But we must forbear entering on the wide field that is insensibly opening before us, and shall content ourselves with but one brief suggestion more; namely, the necessity of providing suitable books for the use of the educated poor in every parish throughout the kingdom. If we instruct persons to read, we cannot prevent a large number of them from making frequent use of their faculty; and therefore, both in order to check the sale of improper books, and to spread such as are really good, it would be wise to revive the useful but almost forgotten plan of parochial libraries. Happily, without much expense, there is an abundance of books and tracts quite as amusing as the once popular sophisms of Thomas Paine himself; and in the endeavour to carry parish libraries into active effect it will be necessary to maintain a competition with the itinerant vender, not only by

gratuitous circulation, but in the articles of interest and amusement, as well as useful information. All who know-and who does not know?-Mrs. H. More's Cheap Repository tracts, will see what genius, regulated by piety, and a competent knowledge of mankind, may effect towards curtailing the popularity of licentious novels, and demoralizing and democratical books, by supplying the poor with antidotes, equally cheap and quite pleasing. Upon the whole we sincerely believe that, should Parliament in its wisdom see fit to adopt the proposed plan of education, every succeeding year will send into society a fresh supply of children to renovate the strength of their country, to improve its inheritance of virtue, and to endow it with a perpetuity of health and youth.

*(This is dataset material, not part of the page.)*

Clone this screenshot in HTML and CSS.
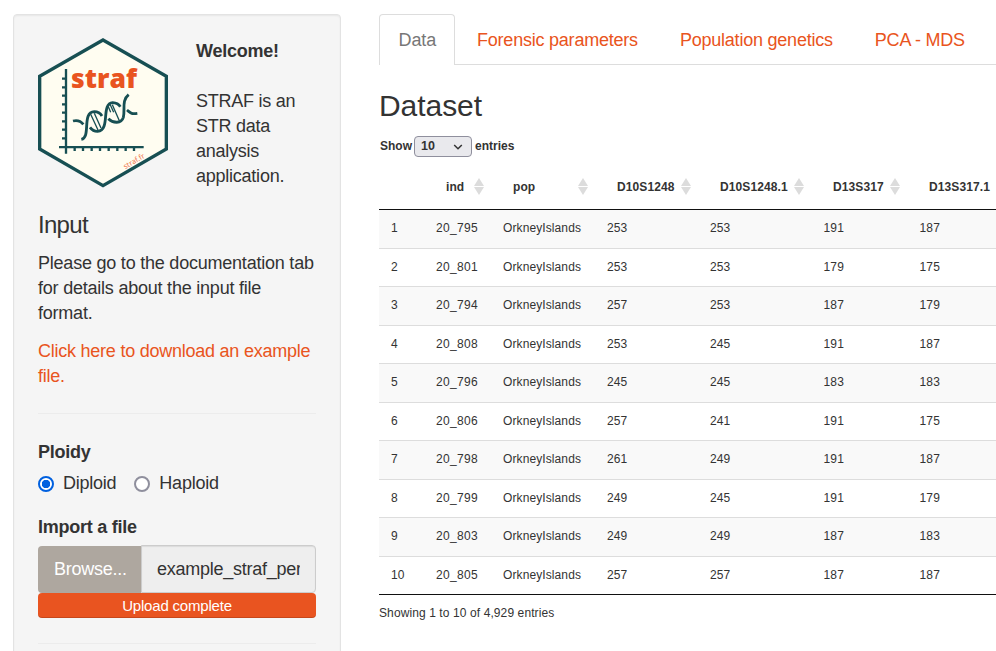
FILE: index.html
```html
<!DOCTYPE html>
<html lang="en">
<head>
<meta charset="utf-8">
<title>STRAF</title>
<link rel="stylesheet" href="styles.css">
</head>
<body>
<div class="page">
  <aside class="sidebar">
    <div class="intro">
      <svg class="logo" viewBox="24 24 390 450" role="img" aria-label="STRAF">
        <path class="hex" d="M219 30 409 139V357L219 467 29 357V139Z"/>
        <g class="ink">
          <path d="M108 117V371M87 351.500H341"/>
          <path d="M96 146H108M96 172H108M96 197H108M96 223H108M96 248H108M96 274H108M96 299H108M96 325H108M134 351V363M159 351V363M185 351V363M210 351V363M236 351V363M262 351V363M287 351V363M312 351V363"/>
        </g>
        <g class="dna">
          <path d="M129 273Q148 268 160 283M154 328C184 322 154 247 193 245Q208 245 216 258M180 292C192 308 215 309 222 289C231 266 221 220 248 218Q264 219 271 230M235 266C249 280 274 282 280 262C286 240 274 211 296 194M291 240C301 248 303 253 322 250"/>
        </g>
        <path class="rungs" d="M182 253 204 300M193 250 213 294M235 230 242 247M240 223 251 247M247 224 268 272"/>
        <text class="logo-name" x="123" y="174" textLength="198" lengthAdjust="spacingAndGlyphs">straf</text>
        <text class="logo-url" x="286" y="418" transform="rotate(-31 286 418)" textLength="70" lengthAdjust="spacingAndGlyphs">straf.fr</text>
      </svg>
      <div class="welcome"><strong>Welcome!</strong><p>STRAF is an<br>STR data<br>analysis<br>application.</p></div>
    </div>
    <h3 class="side-title">Input</h3>
    <p class="text">Please go to the documentation tab<br>for details about the input file<br>format.</p>
    <p class="text"><a class="link" href="#">Click here to download an example<br>file.</a></p>
    <hr class="rule">
    <div class="label">Ploidy</div>
    <div class="radios">
      <label class="radio"><input type="radio" name="ploidy" checked><span>Diploid</span></label>
      <label class="radio"><input type="radio" name="ploidy"><span>Haploid</span></label>
    </div>
    <div class="label">Import a file</div>
    <div class="file"><span class="browse">Browse...</span><div class="filename"><span>example_straf_per</span></div></div>
    <div class="progress">Upload complete</div>
    <hr class="rule last">
  </aside>
  <main class="main">
    <nav class="tabs">
      <a class="tab active" href="#">Data</a>
      <a class="tab" href="#">Forensic parameters</a>
      <a class="tab" href="#">Population genetics</a>
      <a class="tab" href="#">PCA - MDS</a>
    </nav>
    <h2 class="title">Dataset</h2>
    <div class="length">Show
      <span class="select">10<svg viewBox="0 0 10 6" width="10" height="6"><path d="M1.200 1 5 4.800 8.800 1"/></svg></span>
      entries</div>
    <table class="data">
      <colgroup><col class="c0"><col class="c1"><col class="c2"><col class="c3"><col class="c4"><col class="c5"><col class="c6"></colgroup>
      <thead><tr><th></th><th class="sort">ind</th><th class="sort">pop</th><th class="sort">D10S1248</th><th class="sort">D10S1248.1</th><th class="sort">D13S317</th><th class="sort">D13S317.1</th></tr></thead>
      <tbody>
        <tr><td>1</td><td>20_795</td><td>OrkneyIslands</td><td>253</td><td>253</td><td>191</td><td>187</td></tr>
        <tr><td>2</td><td>20_801</td><td>OrkneyIslands</td><td>253</td><td>253</td><td>179</td><td>175</td></tr>
        <tr><td>3</td><td>20_794</td><td>OrkneyIslands</td><td>257</td><td>253</td><td>187</td><td>179</td></tr>
        <tr><td>4</td><td>20_808</td><td>OrkneyIslands</td><td>253</td><td>245</td><td>191</td><td>187</td></tr>
        <tr><td>5</td><td>20_796</td><td>OrkneyIslands</td><td>245</td><td>245</td><td>183</td><td>183</td></tr>
        <tr><td>6</td><td>20_806</td><td>OrkneyIslands</td><td>257</td><td>241</td><td>191</td><td>175</td></tr>
        <tr><td>7</td><td>20_798</td><td>OrkneyIslands</td><td>261</td><td>249</td><td>191</td><td>187</td></tr>
        <tr><td>8</td><td>20_799</td><td>OrkneyIslands</td><td>249</td><td>245</td><td>191</td><td>179</td></tr>
        <tr><td>9</td><td>20_803</td><td>OrkneyIslands</td><td>249</td><td>249</td><td>187</td><td>183</td></tr>
        <tr><td>10</td><td>20_805</td><td>OrkneyIslands</td><td>257</td><td>257</td><td>187</td><td>187</td></tr>
      </tbody>
    </table>
    <div class="info">Showing 1 to 10 of 4,929 entries</div>
  </main>
</div>
</body>
</html>
```
FILE: styles.css
```css
* { box-sizing: border-box; }
body { margin: 0; background: #fff; color: #333; font: 18px/25px "Liberation Sans", Arial, sans-serif; overflow: hidden; }
p, h2, h3 { margin: 0; font-weight: 400; }
a { text-decoration: none; }
.page { display: flex; gap: 38px; height: 651px; overflow: hidden; padding: 14px 0 0 13px; }
.sidebar { flex: none; width: 328px; height: 760px; padding: 23px 24px; background: #f5f5f5; border: 1px solid #e3e3e3; border-radius: 4px; box-shadow: inset 0 1px 2px rgba(0,0,0,.06); white-space: nowrap; letter-spacing: -.24px; }
.intro { display: flex; gap: 28px; }
.logo { flex: none; width: 130px; height: 150px; }
.hex { fill: #fffdf1; stroke: #174f53; stroke-width: 10; }
.ink, .dna, .rungs { fill: none; stroke: #174f53; }
.ink { stroke-width: 7; }
.dna { stroke-width: 8.500; }
.rungs { stroke-width: 4; }
.logo-name { font: 800 78px "Open Sans", "Noto Sans", sans-serif; fill: #e95420; letter-spacing: 0; }
.logo-url { font: 400 22px "Noto Sans", sans-serif; fill: #f07850; letter-spacing: 0; }
.welcome { padding-top: 1px; }
.welcome p { margin-top: 25px; }
.side-title { margin: 22px 0 13px; font-size: 24px; line-height: 27px; letter-spacing: -.7px; }
.text { margin-bottom: 13px; }
.text:first-of-type { letter-spacing: -.22px; }
.link { color: #e95420; }
.rule { height: 1px; margin: 24px 0 26px; border: 0; background: #ececec; }
.label { font-weight: 700; }
.radios { display: flex; gap: 18px; margin: 6px 0 19px; }
.radio { display: flex; gap: 9px; }
.radio input { appearance: none; width: 16px; height: 16px; margin: 5px 0 0; border: 2px solid #8f8f9d; border-radius: 50%; background: #fff; }
.radio input:checked { border-color: #0060df; background: radial-gradient(circle, #0060df 4px, #fff 4.500px); }
.file { display: flex; height: 48px; margin-top: 5px; }
.browse { width: 103px; padding: 11px 0 0 16px; margin-top: 1px; background: #aea79f; color: #fff; border-radius: 4px 0 0 4px; letter-spacing: -.24px; }
.filename { width: 175px; padding: 11px 15px; border: 1px solid #ccc; border-radius: 0 4px 4px 0; background: #eee; box-shadow: inset 0 1px 1px rgba(0,0,0,.08); }
.filename span { display: block; overflow: hidden; letter-spacing: -.25px; }
.progress { height: 25px; border-radius: 4px; background: #e95420; box-shadow: inset 0 -1px 0 rgba(0,0,0,.15); color: #fff; font-size: 15px; text-align: center; letter-spacing: -.2px; }
.rule.last { margin: 25px 0; }
.main { flex: 1; min-width: 0; overflow: hidden; white-space: nowrap; }
.tabs { display: flex; gap: 2px; height: 51px; border-bottom: 1px solid #ddd; letter-spacing: -.22px; }
.tab { height: 51px; padding: 14px 20px 0; color: #e95420; }
.tab.active { width: 76px; padding: 13px 18.500px 0; border: 1px solid #ddd; border-bottom: 0; border-radius: 4px 4px 0 0; background: #fff; color: #777; letter-spacing: -.12px; }
.title { margin-top: 24px; font-size: 30px; line-height: 34px; letter-spacing: -.05px; }
.length { display: flex; align-items: center; height: 21px; margin: 13px 0 0 1px; font-size: 12px; font-weight: 700; gap: 3px; line-height: 21px; }
.select { display: flex; align-items: center; justify-content: space-between; width: 58px; height: 21px; margin-left: -1px; padding: 0 8px 0 6px; border: 1px solid #8f8f9d; border-radius: 4px; background: #e9e9ed; font-size: 12.500px; }
.select path { fill: none; stroke: #333; stroke-width: 1.500; }
.data { table-layout: fixed; width: 650px; border-collapse: separate; border-spacing: 0; font-size: 12px; line-height: 18px; letter-spacing: .1px; border-bottom: 1px solid #111; }
.c0 { width: 45px; } .c1 { width: 67px; } .c2 { width: 104px; } .c3 { width: 103px; } .c4 { width: 113px; } .c5 { width: 96px; } .c6 { width: 122px; }
th { height: 53px; padding: 7px 0 0 22px; text-align: left; border-bottom: 1px solid #111; }
.sort { position: relative; }
.sort::before, .sort::after { content: ""; position: absolute; right: 7px; border: 5px solid transparent; }
.sort::before { top: 21px; border-width: 0 5px 8px; border-bottom-color: #dcdcdc; }
.sort::after { top: 30px; border-width: 8px 5px 0; border-top-color: #dcdcdc; }
td { height: 38.500px; padding: 0 0 1px 12px; border-top: 1px solid #ddd; }
td:nth-child(2) { letter-spacing: .35px; }
td:nth-child(n+6) { padding-left: 12.600px; }
tbody tr:first-child td { height: 37.500px; padding-bottom: 1px; border-top: 0; }
tbody tr:nth-child(odd) { background: #f9f9f9; }
.info { margin-top: 9px; font-size: 12px; line-height: 18px; letter-spacing: .1px; }
```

ART. IV.-The Works of Thomas Gray: Vol. I. containing the Poems, with critical Notes, a Life of the Author, and an Essay on his Poetry.-Vol. II. containing the Letters; with important Addititions and Corrections from his own Manuscripts. By the Rev. John Mitford. 2 vols. 4to. pp. 1004. Mawman. London, 1816.

THERE does not seem, at first sight, any very cogent necessity for another edition of the works of Gray, after the splendid monument erected to his fame by a college of Cambridge, under the auspices of Mr. Mathias. The present editor rests his claims on the design of presenting the poetry of Gray in a more correct and complete form, and on the enlarged correspondence. Of any superior correctness in the editing of the poems we are not aware; and, if compared with the collection of Mr. Mathias, augmented by the translations from Propertius and Tasso, the poetry of the present volumes can scarcely be thought more complete; while the want of the notes on Aristophanes and Plato, and the geographical disquisitions on India and Persia, attaches the same charge of incompleteness to the general work. It is indeed less costly, and that is always something.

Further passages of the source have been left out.